Cette décision est étonnante dans la mesure où l’entreprise de Prince est connue pour être aussi neutre que possible et faire preuve d’une grande prudence avec la censure. Lorsque le Daily Stormer se mit cependant à affirmer que Cloudflare cautionnait en secret son idéologie raciste, c’était la goutte d’eau qui fit déborder le vase pour l’entreprise de sécurité. Elle fit alors en sorte que le site web néonazi devienne une proie pour des attaques DDoS.

Jamais le bienvenu

‘La trahison de Cloudflare complique encore davantage les choses, mais nous reviendrons’, a réagi Andrew Anglin, fondateur du site propagateur de haine. Ce mercredi, le site web fut brièvement disponible sur un domaine internet russe, mais plus tard ce même jour, dailystorm.ru fut mis de nouveau hors ligne.

Précédemment, le site web tenta aussi sa chance auprès d’un fournisseur chinois, mais il fut immédiatement bloqué. Les néonazis trouvèrent alors temporairement refuge dans le web profond (dark web). Cet ‘enfer de l’internet’ est assez souvent occupé par des sites extrémistes, où ils peuvent opérer de manière indépendante et anonyme. C’est du reste par un message dans le dark web qu’Anglin indiqua à ses adeptes l’URL russe entre-temps supprimée.

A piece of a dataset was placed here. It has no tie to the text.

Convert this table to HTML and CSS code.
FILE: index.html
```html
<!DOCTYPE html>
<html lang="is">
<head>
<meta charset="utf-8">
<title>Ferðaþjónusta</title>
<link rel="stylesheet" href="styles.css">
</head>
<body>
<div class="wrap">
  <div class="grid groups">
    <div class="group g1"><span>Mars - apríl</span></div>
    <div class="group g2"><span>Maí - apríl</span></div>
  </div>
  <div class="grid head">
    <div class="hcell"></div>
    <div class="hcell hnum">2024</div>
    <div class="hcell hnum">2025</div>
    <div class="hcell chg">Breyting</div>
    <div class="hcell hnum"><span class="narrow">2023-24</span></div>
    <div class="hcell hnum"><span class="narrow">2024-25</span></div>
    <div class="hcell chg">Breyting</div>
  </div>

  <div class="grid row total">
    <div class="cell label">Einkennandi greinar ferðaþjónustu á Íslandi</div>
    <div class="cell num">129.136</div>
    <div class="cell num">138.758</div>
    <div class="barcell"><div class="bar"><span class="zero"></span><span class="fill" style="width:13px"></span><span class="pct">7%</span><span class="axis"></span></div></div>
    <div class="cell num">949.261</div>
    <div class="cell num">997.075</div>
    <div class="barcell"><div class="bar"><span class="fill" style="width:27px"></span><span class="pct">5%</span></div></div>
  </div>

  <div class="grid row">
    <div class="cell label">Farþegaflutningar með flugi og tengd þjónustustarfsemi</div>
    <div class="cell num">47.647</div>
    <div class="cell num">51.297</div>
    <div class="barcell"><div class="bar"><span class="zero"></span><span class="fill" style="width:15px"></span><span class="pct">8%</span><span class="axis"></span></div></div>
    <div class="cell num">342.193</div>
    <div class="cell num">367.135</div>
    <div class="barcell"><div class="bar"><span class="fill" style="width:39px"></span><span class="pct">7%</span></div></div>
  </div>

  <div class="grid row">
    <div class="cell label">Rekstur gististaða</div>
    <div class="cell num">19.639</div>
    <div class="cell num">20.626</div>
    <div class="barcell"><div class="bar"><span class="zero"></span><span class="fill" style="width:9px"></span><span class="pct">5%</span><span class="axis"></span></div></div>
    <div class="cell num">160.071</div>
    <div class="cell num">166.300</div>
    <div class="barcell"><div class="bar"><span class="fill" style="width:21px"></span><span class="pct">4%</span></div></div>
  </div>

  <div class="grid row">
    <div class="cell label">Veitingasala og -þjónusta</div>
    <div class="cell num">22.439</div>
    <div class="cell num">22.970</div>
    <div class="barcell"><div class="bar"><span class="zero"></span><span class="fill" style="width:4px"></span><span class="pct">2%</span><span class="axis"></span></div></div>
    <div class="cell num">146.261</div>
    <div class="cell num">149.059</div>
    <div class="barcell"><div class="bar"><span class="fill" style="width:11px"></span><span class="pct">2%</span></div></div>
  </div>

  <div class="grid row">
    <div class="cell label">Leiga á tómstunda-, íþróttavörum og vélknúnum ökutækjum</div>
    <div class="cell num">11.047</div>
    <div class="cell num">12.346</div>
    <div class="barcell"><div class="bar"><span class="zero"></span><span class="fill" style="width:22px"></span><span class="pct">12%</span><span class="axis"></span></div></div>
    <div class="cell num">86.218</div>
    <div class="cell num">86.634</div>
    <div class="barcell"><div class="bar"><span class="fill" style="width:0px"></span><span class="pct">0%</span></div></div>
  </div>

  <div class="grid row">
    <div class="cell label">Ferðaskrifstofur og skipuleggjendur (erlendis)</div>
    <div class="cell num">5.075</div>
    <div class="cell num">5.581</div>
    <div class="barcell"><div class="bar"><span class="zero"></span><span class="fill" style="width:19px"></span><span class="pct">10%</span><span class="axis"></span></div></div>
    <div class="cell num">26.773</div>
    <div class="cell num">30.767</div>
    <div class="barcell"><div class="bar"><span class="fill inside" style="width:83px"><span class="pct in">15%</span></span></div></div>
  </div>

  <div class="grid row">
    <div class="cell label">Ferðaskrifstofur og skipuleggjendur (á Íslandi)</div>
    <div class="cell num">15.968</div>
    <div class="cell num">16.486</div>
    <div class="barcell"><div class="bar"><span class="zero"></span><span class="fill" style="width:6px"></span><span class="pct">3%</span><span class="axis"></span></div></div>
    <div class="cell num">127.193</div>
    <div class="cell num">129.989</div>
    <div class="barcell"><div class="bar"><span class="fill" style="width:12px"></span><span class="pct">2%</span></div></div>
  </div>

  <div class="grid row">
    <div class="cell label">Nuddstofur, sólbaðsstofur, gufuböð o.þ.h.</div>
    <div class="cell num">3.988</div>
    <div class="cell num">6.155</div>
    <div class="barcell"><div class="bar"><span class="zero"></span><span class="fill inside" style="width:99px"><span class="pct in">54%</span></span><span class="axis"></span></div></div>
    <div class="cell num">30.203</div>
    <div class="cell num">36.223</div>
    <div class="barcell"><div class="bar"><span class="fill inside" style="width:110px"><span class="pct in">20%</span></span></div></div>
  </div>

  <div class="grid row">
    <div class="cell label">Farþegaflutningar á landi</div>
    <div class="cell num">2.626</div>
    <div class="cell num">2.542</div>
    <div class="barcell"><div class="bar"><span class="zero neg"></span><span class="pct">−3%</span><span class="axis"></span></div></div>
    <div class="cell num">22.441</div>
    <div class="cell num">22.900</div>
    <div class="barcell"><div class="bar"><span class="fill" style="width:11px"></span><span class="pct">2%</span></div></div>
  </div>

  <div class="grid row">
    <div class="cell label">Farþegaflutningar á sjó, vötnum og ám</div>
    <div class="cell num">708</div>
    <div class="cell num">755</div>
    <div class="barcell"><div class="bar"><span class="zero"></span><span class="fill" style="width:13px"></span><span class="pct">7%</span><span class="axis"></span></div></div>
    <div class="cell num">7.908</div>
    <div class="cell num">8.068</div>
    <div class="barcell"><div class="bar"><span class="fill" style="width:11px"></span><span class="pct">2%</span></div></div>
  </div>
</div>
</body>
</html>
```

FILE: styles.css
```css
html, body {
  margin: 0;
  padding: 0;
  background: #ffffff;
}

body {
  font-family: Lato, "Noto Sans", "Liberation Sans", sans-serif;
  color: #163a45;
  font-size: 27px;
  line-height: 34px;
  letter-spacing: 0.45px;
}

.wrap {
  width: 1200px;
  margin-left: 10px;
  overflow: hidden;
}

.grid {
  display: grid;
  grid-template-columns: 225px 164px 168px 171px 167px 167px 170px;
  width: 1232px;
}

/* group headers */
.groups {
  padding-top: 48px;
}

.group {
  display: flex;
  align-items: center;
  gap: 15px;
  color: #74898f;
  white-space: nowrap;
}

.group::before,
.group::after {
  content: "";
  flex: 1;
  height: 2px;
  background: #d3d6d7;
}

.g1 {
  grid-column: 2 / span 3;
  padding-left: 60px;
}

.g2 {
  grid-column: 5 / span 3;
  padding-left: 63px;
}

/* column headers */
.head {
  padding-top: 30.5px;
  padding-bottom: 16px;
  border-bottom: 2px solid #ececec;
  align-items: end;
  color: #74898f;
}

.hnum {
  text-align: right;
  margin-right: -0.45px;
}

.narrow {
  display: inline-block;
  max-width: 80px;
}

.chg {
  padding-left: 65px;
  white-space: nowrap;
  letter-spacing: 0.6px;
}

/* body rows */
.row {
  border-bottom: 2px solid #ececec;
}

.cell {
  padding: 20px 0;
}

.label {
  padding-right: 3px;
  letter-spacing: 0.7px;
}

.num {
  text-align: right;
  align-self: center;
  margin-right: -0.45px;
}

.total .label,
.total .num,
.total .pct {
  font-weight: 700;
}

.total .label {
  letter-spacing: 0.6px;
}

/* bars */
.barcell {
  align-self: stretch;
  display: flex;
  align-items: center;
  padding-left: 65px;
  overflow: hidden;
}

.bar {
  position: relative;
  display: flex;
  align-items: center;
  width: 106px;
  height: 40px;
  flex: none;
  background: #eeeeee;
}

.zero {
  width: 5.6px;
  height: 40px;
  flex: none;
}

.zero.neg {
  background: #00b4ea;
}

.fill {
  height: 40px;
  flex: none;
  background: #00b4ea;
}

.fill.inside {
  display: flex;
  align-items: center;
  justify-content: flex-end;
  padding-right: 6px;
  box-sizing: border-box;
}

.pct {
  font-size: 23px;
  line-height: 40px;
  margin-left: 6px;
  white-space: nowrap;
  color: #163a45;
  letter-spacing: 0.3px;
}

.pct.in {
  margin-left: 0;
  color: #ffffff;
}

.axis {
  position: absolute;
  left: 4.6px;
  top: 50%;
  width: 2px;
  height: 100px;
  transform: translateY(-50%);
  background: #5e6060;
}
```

Canaux de communication paralysés

C’était là sa seule possibilité dans la mesure où via ‘l’internet normal’, le mouvement de la suprématie blanche ne peut plus que malaisément communiquer. Les comptes néonazis ont en effet été supprimés de YouTube et des médias sociaux. C’est ainsi que Twitter et LinkedIn ont annulé les comptes de Daily Stormer. Que Facebook, qui interdit explicitement les messages de haine, a mis hors ligne diverses pages néonazies et de la ‘suprématie blanche’, dont aussi des comptes Instagram et une page d’événements qui avait organisé une réunion ‘Unite the Right’. Et que Reddit a supprimé un groupe de discussion qui avait cautionné cette réunion.

En outre, Kickstarter et GoFundMe ont aussi rejeté le mouvement extrémiste, afin qu’il ne puisse plus récolter de l’argent par crowdfunding (financement participatif).

Spotify supprima de son côté la musique d’un grand nombre d’artistes qui passent pour être des défenseurs du mouvement ‘white power’. ‘Spotify ne tolère aucune musique illégale qui propage de la haine ou qui appelle à la violence au nom de la couleur de la peau, de la croyance, de la sexualité ou de tout autre critère’, a affirmé un porte-parole de l’entreprise à Billboard.

Une poignée d’entreprises technologiques détermine le contenu

Prince, le CEO qui décida de son propre chef de mettre hors ligne The Daily Storm en arrêtant la sécurité Cloudflare, déclare avoir éprouvé des difficultés du fait qu’il devait prendre lui-même une décision aussi importante. Il craint aussi que cela crée un précédent, ce qui fait que des autorités pourraient encore exiger plus rapidement des mesures de censure de ce genre de la part d’entreprises internet.

En outre, les lois sont différentes dans chaque pays, ce qui fait que seuls les acteurs en vue pourront y faire face, selon lui. ‘A l’avenir, un petit nombre d’entreprises déterminera toujours plus ce qui peut ou non rester en ligne’, prévient-il sur son blog.